● Source material
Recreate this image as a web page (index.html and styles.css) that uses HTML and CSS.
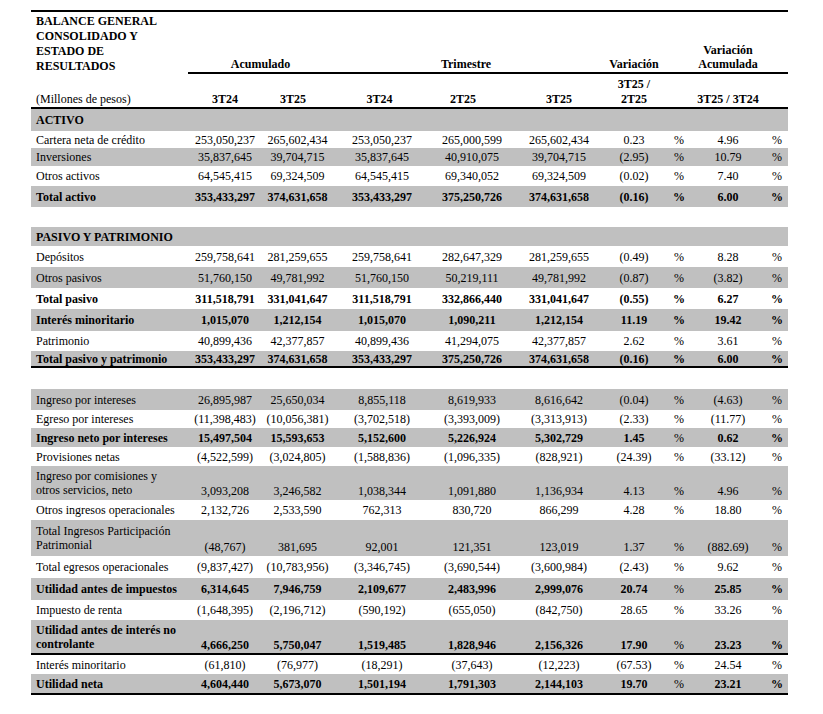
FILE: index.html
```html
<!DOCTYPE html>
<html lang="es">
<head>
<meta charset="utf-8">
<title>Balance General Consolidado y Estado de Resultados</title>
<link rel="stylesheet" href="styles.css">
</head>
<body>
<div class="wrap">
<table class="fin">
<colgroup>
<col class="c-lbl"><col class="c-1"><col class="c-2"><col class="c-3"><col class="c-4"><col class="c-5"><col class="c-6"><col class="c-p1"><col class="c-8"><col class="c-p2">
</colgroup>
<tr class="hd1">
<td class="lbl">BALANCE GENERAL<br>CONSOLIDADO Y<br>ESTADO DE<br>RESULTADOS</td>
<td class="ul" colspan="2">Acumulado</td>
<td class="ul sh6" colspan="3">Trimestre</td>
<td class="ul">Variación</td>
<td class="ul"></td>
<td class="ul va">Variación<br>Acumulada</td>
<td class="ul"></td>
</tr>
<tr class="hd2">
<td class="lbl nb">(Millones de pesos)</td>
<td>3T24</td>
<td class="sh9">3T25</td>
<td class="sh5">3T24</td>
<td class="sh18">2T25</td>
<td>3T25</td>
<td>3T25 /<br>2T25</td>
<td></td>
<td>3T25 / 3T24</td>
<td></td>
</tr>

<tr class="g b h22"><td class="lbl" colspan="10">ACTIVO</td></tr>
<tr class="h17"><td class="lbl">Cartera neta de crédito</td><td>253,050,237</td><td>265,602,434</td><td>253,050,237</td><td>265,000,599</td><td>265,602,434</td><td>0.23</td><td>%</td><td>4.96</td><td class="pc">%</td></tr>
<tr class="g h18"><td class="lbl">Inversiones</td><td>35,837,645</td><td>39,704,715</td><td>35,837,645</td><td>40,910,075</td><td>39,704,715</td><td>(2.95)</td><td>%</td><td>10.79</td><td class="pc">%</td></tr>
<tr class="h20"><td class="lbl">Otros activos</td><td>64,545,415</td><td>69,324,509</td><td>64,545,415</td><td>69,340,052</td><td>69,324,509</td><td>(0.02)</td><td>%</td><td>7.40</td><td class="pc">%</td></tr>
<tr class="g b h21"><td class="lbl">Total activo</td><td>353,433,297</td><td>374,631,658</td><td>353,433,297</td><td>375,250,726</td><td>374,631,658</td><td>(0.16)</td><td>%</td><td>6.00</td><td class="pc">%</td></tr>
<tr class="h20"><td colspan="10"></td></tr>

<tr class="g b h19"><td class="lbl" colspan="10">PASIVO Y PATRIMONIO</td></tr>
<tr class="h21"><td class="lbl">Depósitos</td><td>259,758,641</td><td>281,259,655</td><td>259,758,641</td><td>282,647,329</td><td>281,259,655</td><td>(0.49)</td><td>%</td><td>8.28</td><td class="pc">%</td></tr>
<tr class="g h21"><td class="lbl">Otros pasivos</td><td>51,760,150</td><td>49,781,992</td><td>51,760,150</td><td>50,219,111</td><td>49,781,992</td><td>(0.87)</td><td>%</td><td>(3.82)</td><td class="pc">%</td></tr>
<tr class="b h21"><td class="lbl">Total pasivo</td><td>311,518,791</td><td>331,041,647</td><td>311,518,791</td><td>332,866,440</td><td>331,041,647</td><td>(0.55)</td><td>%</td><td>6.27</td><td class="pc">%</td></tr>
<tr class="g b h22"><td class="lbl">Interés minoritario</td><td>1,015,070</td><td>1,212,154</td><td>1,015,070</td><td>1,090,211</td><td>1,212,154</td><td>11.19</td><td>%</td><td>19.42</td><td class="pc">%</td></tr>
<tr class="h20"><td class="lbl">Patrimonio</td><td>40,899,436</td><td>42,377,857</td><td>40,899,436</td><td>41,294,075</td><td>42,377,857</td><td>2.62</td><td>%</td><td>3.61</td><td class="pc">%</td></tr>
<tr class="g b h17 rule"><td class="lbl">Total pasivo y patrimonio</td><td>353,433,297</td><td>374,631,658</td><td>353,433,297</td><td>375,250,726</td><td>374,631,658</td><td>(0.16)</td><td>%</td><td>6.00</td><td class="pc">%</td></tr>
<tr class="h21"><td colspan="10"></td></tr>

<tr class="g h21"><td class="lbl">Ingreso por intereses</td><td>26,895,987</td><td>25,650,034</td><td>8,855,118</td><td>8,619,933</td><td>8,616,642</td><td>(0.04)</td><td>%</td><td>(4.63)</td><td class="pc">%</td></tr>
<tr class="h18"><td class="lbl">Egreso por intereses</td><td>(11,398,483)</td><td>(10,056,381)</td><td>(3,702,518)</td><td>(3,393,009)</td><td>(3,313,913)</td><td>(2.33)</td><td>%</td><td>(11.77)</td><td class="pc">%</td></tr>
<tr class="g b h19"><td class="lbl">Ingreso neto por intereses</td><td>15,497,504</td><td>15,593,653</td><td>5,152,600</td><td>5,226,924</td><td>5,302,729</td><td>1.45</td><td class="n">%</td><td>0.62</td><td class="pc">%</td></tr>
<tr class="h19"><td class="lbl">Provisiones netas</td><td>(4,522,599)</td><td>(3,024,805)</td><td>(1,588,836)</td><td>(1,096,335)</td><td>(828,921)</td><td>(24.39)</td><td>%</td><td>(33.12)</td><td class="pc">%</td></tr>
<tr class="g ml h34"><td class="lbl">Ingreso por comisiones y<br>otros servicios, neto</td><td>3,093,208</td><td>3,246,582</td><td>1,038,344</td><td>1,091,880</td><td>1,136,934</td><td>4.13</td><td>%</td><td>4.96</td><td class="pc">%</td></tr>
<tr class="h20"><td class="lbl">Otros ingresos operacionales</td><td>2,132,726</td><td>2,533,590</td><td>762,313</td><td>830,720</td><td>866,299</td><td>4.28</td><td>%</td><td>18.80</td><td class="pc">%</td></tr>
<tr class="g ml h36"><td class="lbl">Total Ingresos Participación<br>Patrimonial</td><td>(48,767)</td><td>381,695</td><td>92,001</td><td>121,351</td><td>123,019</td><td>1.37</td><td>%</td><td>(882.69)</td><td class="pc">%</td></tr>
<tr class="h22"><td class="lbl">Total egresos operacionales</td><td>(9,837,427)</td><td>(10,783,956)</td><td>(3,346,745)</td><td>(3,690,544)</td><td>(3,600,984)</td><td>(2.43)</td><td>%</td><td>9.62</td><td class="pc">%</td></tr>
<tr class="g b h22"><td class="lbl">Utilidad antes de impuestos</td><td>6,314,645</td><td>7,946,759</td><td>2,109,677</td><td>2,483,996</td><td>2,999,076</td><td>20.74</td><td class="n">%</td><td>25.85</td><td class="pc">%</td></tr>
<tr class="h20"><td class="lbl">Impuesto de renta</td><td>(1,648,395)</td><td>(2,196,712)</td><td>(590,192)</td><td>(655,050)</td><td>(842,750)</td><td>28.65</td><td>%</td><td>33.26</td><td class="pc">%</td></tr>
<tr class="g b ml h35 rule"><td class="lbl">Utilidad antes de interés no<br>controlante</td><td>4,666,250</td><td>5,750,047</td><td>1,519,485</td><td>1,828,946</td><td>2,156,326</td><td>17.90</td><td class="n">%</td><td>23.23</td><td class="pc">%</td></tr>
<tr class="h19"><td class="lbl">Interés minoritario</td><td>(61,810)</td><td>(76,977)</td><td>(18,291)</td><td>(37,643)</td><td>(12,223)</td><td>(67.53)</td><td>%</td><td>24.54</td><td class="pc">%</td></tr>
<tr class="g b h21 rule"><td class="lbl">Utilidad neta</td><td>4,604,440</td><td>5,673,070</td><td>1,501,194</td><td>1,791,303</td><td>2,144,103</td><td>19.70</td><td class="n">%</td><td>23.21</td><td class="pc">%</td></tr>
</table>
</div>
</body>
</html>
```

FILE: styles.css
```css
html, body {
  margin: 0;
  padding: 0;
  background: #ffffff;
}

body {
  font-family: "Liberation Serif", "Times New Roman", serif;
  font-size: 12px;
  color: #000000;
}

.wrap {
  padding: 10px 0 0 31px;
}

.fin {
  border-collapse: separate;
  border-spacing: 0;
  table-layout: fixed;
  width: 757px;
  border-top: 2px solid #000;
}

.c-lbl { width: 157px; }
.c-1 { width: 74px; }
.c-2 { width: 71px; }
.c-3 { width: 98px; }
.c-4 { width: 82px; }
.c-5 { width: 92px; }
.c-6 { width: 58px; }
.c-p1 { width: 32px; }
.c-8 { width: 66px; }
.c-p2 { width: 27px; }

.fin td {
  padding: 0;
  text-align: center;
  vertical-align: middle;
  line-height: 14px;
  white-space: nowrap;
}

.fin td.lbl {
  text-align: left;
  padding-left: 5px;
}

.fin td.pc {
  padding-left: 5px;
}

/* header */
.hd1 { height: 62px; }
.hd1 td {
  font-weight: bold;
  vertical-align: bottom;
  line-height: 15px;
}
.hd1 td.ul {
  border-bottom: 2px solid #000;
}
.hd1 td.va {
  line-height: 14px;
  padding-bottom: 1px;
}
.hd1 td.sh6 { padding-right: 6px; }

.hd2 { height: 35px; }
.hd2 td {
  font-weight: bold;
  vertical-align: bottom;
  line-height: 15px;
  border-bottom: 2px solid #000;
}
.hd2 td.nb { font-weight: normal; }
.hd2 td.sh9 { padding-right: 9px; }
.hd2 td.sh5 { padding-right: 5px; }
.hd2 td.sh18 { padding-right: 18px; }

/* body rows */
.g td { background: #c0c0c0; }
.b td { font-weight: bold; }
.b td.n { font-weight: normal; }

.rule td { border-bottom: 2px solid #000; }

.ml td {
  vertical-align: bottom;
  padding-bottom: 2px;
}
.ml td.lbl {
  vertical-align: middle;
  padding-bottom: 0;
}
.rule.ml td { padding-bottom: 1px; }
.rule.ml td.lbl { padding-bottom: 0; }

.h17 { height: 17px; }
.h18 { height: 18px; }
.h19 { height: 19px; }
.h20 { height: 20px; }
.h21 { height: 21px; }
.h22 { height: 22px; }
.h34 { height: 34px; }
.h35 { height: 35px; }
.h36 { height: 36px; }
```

● Description of the task
Tally up the lines holding the word "index" in the data above, and answer with that figure only.

● Written answer
2